Paradigm shift: from “generalist” air to row-, rack-, and liquid-based solutions
Technological evolution is pushing cooling in two clear directions:
1) “Row / Rack-Based” Cooling (In-Row, In-Rack): When cooling near the heat source stops being optional
In high-density deployments, cooling an entire room has a practical limit: air is a poor carrier when power per rack rises, and tolerance for thermal peaks drops. That’s why approaches that bring cooling closer to the heat source are growing: per row or directly per rack.
In reality, this isn’t just about efficiency; it’s about operational capacity. Especially in existing data centers, redesigning corridors, plenums, electrical distribution, and containment may be more expensive—or even unfeasible—compared to simply “locating” cooling in critical zones.
2) Liquid Cooling: The answer when air is no longer sufficient
Liquid cooling (direct-to-chip, rear-door heat exchangers, and even immersion cooling in some scenarios) is becoming central to projects focused on AI, HPC, and intensive workloads. And not out of whimsy: as density increases, evacuating heat with air becomes more challenging, escalating energy consumption, noise, flow complexity, and operational risk.
Here, many teams are beginning to recognize that energy efficiency is no longer just an “improvement”—it’s a financial and regulatory requirement. Cooling directly impacts costs and additionally influences sustainability goals and permitting.
The big bottleneck isn’t just technical: energy, water, and timelines
The cooling debate no longer can ignore three increasingly important factors:
- Energy: Having floor space and fiber isn’t enough; available power is required—and in many markets, this is the scarce resource. In Europe, scrutiny over the electrical impact of data centers has intensified, with countries debating limits, planning, and system resilience due to sector growth.
- Water: In some designs, thermal efficiency has historically been linked to evaporative solutions or indirect water consumption.
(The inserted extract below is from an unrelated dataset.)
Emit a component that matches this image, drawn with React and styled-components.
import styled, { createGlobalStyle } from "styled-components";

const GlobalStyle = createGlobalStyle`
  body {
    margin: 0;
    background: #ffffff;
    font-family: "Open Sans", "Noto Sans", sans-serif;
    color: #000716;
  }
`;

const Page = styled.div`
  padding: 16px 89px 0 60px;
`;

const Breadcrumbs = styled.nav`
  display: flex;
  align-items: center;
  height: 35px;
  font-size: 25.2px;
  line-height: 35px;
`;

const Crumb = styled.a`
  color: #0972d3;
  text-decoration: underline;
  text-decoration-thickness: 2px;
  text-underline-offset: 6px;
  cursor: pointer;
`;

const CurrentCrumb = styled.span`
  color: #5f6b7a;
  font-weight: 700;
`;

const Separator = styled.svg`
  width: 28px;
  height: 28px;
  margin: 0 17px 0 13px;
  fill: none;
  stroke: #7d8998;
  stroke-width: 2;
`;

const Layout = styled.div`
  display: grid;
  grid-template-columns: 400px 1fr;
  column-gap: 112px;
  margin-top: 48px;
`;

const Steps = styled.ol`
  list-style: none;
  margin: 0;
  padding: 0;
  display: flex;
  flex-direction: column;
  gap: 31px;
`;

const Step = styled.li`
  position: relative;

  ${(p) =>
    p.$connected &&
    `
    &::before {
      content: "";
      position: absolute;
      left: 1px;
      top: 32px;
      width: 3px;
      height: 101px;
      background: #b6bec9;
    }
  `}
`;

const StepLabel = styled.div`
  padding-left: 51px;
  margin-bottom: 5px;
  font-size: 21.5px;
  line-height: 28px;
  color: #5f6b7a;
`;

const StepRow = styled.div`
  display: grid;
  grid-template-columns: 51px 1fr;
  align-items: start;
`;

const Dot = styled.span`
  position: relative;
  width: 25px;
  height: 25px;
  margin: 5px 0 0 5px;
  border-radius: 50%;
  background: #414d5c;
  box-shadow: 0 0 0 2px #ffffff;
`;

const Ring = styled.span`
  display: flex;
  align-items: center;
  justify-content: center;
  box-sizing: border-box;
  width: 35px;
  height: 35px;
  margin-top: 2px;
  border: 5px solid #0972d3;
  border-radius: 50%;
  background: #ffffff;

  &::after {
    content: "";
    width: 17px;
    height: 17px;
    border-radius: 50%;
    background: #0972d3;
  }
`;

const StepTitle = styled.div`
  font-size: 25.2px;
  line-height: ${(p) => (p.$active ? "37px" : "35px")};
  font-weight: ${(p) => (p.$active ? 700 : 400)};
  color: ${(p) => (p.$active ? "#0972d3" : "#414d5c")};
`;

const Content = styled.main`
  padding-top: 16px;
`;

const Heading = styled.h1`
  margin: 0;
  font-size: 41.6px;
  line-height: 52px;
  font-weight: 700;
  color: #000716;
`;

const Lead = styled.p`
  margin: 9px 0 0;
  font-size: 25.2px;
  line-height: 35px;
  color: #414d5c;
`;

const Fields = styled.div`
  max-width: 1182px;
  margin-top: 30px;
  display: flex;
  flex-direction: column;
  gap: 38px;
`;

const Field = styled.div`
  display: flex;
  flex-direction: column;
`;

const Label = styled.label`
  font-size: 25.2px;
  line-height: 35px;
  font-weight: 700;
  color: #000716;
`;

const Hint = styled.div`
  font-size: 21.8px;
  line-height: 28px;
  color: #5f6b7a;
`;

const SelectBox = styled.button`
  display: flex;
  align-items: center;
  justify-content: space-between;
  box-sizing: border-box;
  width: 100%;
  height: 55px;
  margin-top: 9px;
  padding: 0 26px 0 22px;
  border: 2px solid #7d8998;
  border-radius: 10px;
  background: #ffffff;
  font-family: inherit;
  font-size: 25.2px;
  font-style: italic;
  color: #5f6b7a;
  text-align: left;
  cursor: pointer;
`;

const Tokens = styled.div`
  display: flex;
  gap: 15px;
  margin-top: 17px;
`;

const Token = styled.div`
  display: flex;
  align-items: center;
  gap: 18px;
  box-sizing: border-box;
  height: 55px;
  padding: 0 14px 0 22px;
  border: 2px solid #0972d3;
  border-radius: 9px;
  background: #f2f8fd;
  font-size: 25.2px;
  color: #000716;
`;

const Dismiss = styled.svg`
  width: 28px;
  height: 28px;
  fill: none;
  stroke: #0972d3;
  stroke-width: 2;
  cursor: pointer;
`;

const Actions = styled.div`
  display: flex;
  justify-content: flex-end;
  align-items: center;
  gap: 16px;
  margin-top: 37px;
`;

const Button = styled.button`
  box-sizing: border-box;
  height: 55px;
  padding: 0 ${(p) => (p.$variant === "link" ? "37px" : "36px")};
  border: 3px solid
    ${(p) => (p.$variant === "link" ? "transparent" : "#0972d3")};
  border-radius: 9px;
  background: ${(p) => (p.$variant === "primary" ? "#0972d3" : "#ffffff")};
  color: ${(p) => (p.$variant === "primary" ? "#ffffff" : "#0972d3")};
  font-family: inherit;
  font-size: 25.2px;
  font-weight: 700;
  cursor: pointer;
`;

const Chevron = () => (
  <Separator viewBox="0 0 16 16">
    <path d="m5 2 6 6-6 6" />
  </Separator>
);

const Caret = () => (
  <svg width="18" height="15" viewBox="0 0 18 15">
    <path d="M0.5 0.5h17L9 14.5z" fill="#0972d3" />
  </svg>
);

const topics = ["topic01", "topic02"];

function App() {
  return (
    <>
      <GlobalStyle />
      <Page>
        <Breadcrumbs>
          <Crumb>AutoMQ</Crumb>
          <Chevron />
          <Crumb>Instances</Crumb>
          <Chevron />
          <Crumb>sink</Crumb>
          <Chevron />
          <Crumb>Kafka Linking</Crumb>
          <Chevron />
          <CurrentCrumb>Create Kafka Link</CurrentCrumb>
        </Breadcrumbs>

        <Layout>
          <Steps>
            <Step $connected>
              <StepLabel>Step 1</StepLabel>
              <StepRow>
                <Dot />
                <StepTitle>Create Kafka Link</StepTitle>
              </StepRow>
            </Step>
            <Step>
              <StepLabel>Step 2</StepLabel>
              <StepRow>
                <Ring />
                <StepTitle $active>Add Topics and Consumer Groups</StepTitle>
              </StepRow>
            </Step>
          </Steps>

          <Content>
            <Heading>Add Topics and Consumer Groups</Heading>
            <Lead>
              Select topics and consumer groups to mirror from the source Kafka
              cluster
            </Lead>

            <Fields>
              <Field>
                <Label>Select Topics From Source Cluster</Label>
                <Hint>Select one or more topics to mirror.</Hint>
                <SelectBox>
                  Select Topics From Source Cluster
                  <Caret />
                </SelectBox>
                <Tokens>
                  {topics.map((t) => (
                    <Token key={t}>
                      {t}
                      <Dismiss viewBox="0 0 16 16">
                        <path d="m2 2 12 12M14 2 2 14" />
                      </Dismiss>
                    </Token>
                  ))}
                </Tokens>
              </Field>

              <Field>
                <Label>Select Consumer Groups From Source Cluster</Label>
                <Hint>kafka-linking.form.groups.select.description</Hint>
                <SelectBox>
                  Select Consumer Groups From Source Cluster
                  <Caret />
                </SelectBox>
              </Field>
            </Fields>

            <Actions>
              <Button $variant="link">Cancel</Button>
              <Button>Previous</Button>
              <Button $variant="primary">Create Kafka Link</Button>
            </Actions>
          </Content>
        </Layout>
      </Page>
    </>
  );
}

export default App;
The problem is that water is becoming a social and political issue in many regions; thus, it’s a risk and reputation factor, as well as a cost.
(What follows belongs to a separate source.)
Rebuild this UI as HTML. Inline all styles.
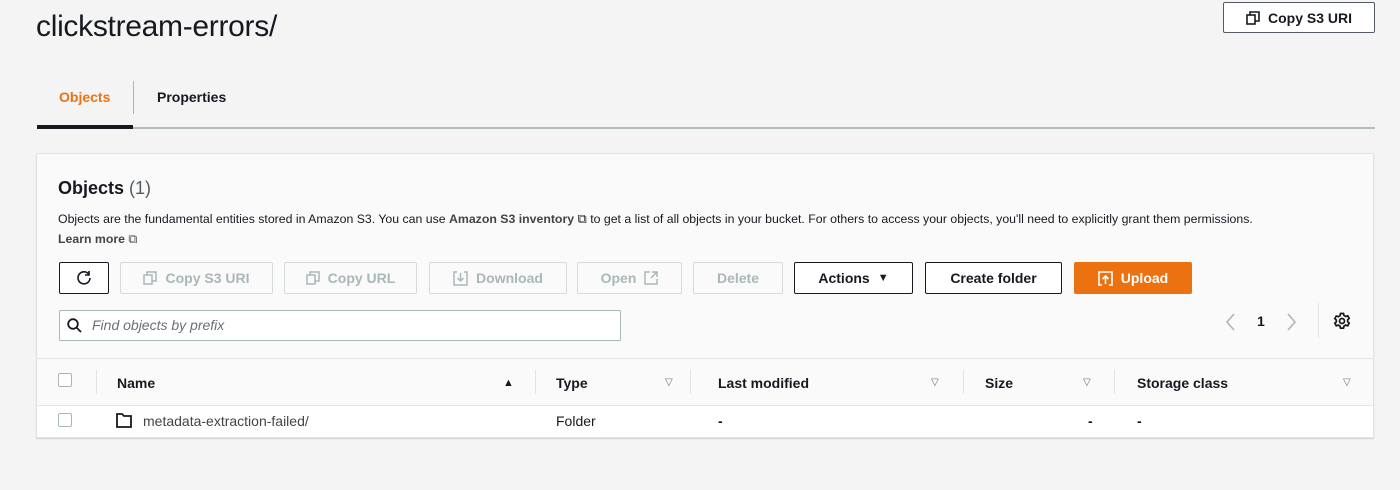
<!DOCTYPE html>
<html><head><meta charset="utf-8"><style>
*{box-sizing:border-box;margin:0;padding:0}
body{width:1400px;height:490px;background:#f4f4f4;font-family:"Liberation Sans",sans-serif;color:#16191f;position:relative;overflow:hidden}
.a{position:absolute;white-space:nowrap}
.btn{position:absolute;height:32px;border:1px solid #545b64;border-radius:2px;background:#fff;font-weight:bold;font-size:14px;display:flex;align-items:center;justify-content:center;gap:8px;color:#16191f}
.dis{border-color:#d5dbdb;color:#aab7b8;background:#fafafa}
.vl{position:absolute;width:1px;background:#e4e4e4}
.th{position:absolute;top:375px;font-weight:bold;font-size:14px}
.tri{position:absolute;top:377px;font-size:10px;color:#687078}
.cb{position:absolute;width:14px;height:14px;border:1px solid #aab7b8;border-radius:2px;background:#fff}
svg{display:block}
</style></head><body>
<div class="a" style="left:36px;top:10px;font-size:30px;color:#16191f;letter-spacing:-0.3px">clickstream-errors/</div>
<div class="btn" style="left:1223px;top:2px;width:152px;height:31px;border-color:#545b64">
<svg width="14" height="14" viewBox="0 0 14 14" fill="none" stroke="#16191f" stroke-width="1.6"><rect x="1" y="4" width="8" height="9"/><path d="M4 4V1h9v9h-4"/></svg>Copy S3 URI</div>
<div class="a" style="left:59px;top:89px;font-size:14px;font-weight:bold;color:#ec7211">Objects</div>
<div class="a" style="left:133px;top:81px;width:1px;height:33px;background:#aab7b8"></div>
<div class="a" style="left:157px;top:89px;font-size:14px;font-weight:bold;color:#16191f">Properties</div>
<div class="a" style="left:37px;top:127px;width:1338px;height:2px;background:#b5bcbc"></div>
<div class="a" style="left:37px;top:125px;width:96px;height:4px;background:#16191f"></div>

<div class="a" style="left:36px;top:153px;width:1338px;height:285px;background:#fafafa;border:1px solid #e1e4e4;box-shadow:0 1px 1px rgba(0,0,0,.15)"></div>
<div class="a" style="left:58px;top:178px;font-size:18px;font-weight:bold">Objects <span style="font-weight:normal;color:#545b64">(1)</span></div>
<div class="a" style="left:58px;top:211px;font-size:12.3px;color:#16191f">Objects are the fundamental entities stored in Amazon S3. You can use <b style="color:#444">Amazon S3 inventory</b> <span style="font-size:13px">⧉</span> to get a list of all objects in your bucket. For others to access your objects, you'll need to explicitly grant them permissions.</div>
<div class="a" style="left:58px;top:232px;font-size:12.3px;font-weight:bold;color:#444">Learn more <span style="font-weight:normal">⧉</span></div>

<div class="btn" style="left:59px;top:262px;width:50px;border-color:#16191f">
<svg width="18" height="18" viewBox="0 0 18 18" fill="none" stroke="#16191f" stroke-width="1.6"><path d="M14 5.5A6 6 0 1 0 15 9"/><path d="M14 2v4h-4"/></svg></div>
<div class="btn dis" style="left:120px;top:262px;width:153px"><svg width="14" height="14" viewBox="0 0 14 14" fill="none" stroke="#aab7b8" stroke-width="1.5"><rect x="1" y="4" width="8" height="9"/><path d="M4 4V1h9v9h-4"/></svg>Copy S3 URI</div>
<div class="btn dis" style="left:284px;top:262px;width:133px"><svg width="14" height="14" viewBox="0 0 14 14" fill="none" stroke="#aab7b8" stroke-width="1.5"><rect x="1" y="4" width="8" height="9"/><path d="M4 4V1h9v9h-4"/></svg>Copy URL</div>
<div class="btn dis" style="left:429px;top:262px;width:138px"><svg width="15" height="15" viewBox="0 0 15 15" fill="none" stroke="#aab7b8" stroke-width="1.5"><path d="M4 1H1v13h13V1h-3M7.5 2v8M4.5 7l3 3 3-3"/></svg>Download</div>
<div class="btn dis" style="left:577px;top:262px;width:105px">Open <svg width="14" height="14" viewBox="0 0 14 14" fill="none" stroke="#aab7b8" stroke-width="1.5"><path d="M6 1H1v12h12V8M8 1h5v5M13 1L7 7"/></svg></div>
<div class="btn dis" style="left:693px;top:262px;width:90px">Delete</div>
<div class="btn" style="left:794px;top:262px;width:119px;border-color:#16191f">Actions <span style="font-size:11px">▼</span></div>
<div class="btn" style="left:925px;top:262px;width:137px;border-color:#16191f">Create folder</div>
<div class="btn" style="left:1074px;top:262px;width:118px;background:#ec7211;border-color:#ec7211;color:#fff"><svg width="15" height="15" viewBox="0 0 15 15" fill="none" stroke="#fff" stroke-width="1.6"><path d="M4 14H1V1h13v13h-3M7.5 13V5M4.5 8l3-3 3 3"/></svg>Upload</div>

<div class="a" style="left:59px;top:310px;width:562px;height:31px;border:1px solid #aab7b8;border-radius:2px;background:#fff"></div>
<svg class="a" style="left:67px;top:318px" width="15" height="15" viewBox="0 0 15 15" fill="none" stroke="#16191f" stroke-width="1.8"><circle cx="6" cy="6" r="4.8"/><path d="M9.5 9.5L14 14"/></svg>
<div class="a" style="left:92px;top:317px;font-size:14px;font-style:italic;color:#687078">Find objects by prefix</div>

<svg class="a" style="left:1224px;top:313px" width="12" height="18" viewBox="0 0 12 18" fill="none" stroke="#aab7b8" stroke-width="1.6"><path d="M10 1L3 9l7 8"/></svg>
<div class="a" style="left:1257px;top:313px;font-size:14px;font-weight:bold">1</div>
<svg class="a" style="left:1286px;top:313px" width="12" height="18" viewBox="0 0 12 18" fill="none" stroke="#aab7b8" stroke-width="1.6"><path d="M2 1l7 8-7 8"/></svg>
<div class="a" style="left:1318px;top:303px;width:1px;height:35px;background:#e4e4e4"></div>
<svg class="a" style="left:1333px;top:312px" width="18" height="18" viewBox="0 0 18 18" fill="none" stroke="#16191f" stroke-width="1.7"><circle cx="9" cy="9" r="2.5"/><path d="M7.5 1.5h3l.5 2 1.7 1 2-.7 1.5 2.6-1.5 1.4v2l1.5 1.4-1.5 2.6-2-.7-1.7 1-.5 2h-3l-.5-2-1.7-1-2 .7-1.5-2.6L3.3 10V8L1.8 6.6l1.5-2.6 2 .7 1.7-1z"/></svg>

<div class="a" style="left:37px;top:358px;width:1336px;height:1px;background:#e4e4e4"></div>
<div class="a" style="left:37px;top:405px;width:1336px;height:32px;background:#fff"></div>
<div class="a" style="left:37px;top:405px;width:1336px;height:1px;background:#e4e4e4"></div>
<div class="cb" style="left:58px;top:373px"></div>
<div class="vl" style="left:96px;top:370px;height:24px"></div>
<div class="th" style="left:117px">Name</div><div class="tri" style="left:503px;color:#16191f;font-size:11px">▲</div>
<div class="vl" style="left:535px;top:370px;height:24px"></div>
<div class="th" style="left:556px">Type</div><div class="tri" style="left:665px">▽</div>
<div class="vl" style="left:690px;top:370px;height:24px"></div>
<div class="th" style="left:718px">Last modified</div><div class="tri" style="left:931px">▽</div>
<div class="vl" style="left:963px;top:370px;height:24px"></div>
<div class="th" style="left:985px">Size</div><div class="tri" style="left:1083px">▽</div>
<div class="vl" style="left:1114px;top:370px;height:24px"></div>
<div class="th" style="left:1137px">Storage class</div><div class="tri" style="left:1343px">▽</div>

<div class="cb" style="left:58px;top:413px"></div>
<svg class="a" style="left:116px;top:413px" width="16" height="15" viewBox="0 0 16 15" fill="none" stroke="#16191f" stroke-width="1.8"><path d="M1 1h5l2 2h7v11H1z"/></svg>
<div class="a" style="left:143px;top:413px;font-size:14px;color:#444">metadata-extraction-failed/</div>
<div class="a" style="left:556px;top:413px;font-size:14px">Folder</div>
<div class="a" style="left:718px;top:413px;font-size:14px;font-weight:bold">-</div>
<div class="a" style="left:1088px;top:413px;font-size:14px;font-weight:bold">-</div>
<div class="a" style="left:1137px;top:413px;font-size:14px;font-weight:bold">-</div>
</body></html>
- Costs and Retrofits: The most challenging scenario is often existing data centers. Changing thermal architecture in a live facility involves maintenance windows, complex engineering, construction, and sometimes assuming that the limit isn’t just cooling but how energy is supplied and distributed within the building. Uptime Institute also emphasizes that continuous drastic improvements in PUE shouldn’t be assumed and points out factors—climatic conditions and the economic incentive to extend existing installations’ lifespan—that could hinder those gains.
In “non-traditional” environments, the challenge is threefold: cool, power, and scale
The expansion of edge nodes and infrastructure near end-users adds another layer: operating data centers in locations not originally designed for them. The problem is not just “how do I cool,” but also:
- how to guarantee stable and sufficient power,
- how to maintain the system with limited resources,
- how to scale without turning each expansion into civil works,
- and how to do it all at a total cost that makes sense over 5–10 years.
In this context, modular solutions, efficient containment, localized cooling, and integration with energy storage are increasingly critical, since cooling ceases to be a “subsystem” and begins to define project viability.
Quick list: 7 questions to ask before designing (or expanding) a data center today
- What rack density is expected today…and what’s the likely scenario in 24 months?
- Is the design optimized for AI/HPC or for traditional loads?
- Which part of the growth will require In-Row / In-Rack cooling without exception?
- When does liquid cooling (and which specific technology) enter the roadmap?
- What is the actual limit: cooling, electrical distribution, or available power?
- What strategies exist to minimize impact on water and meet environmental requirements?
- How is cooling cost measured: per kW, per rack, per service, or per customer?
Frequently Asked Questions
What is In-Row cooling, and why is it used in high-density data centers?
It’s an approach that places cooling units close to rack rows to evacuate heat more efficiently and precisely. It’s used when density increases and room-based cooling becomes insufficient or too costly to operate.
When does it make sense to move from air to liquid cooling in a data center?
It’s generally considered when rack densities increase steadily (AI, HPC, accelerators) and air cooling begins to demand more energy, flow complexity, and thermal safety margins to maintain stability.
Why does cooling impact a data center’s energy bill so much?
Because heat is the “tax” of computing: more computing means more heat, and evacuating it consumes additional energy. Small inefficiencies at scale turn into significant recurring costs.
What is the biggest challenge when upgrading cooling in existing data centers?
The combination of construction and operation: changing thermal architecture without downtime, within building physical constraints, and managing potential bottlenecks in electrical distribution and expansion capacity.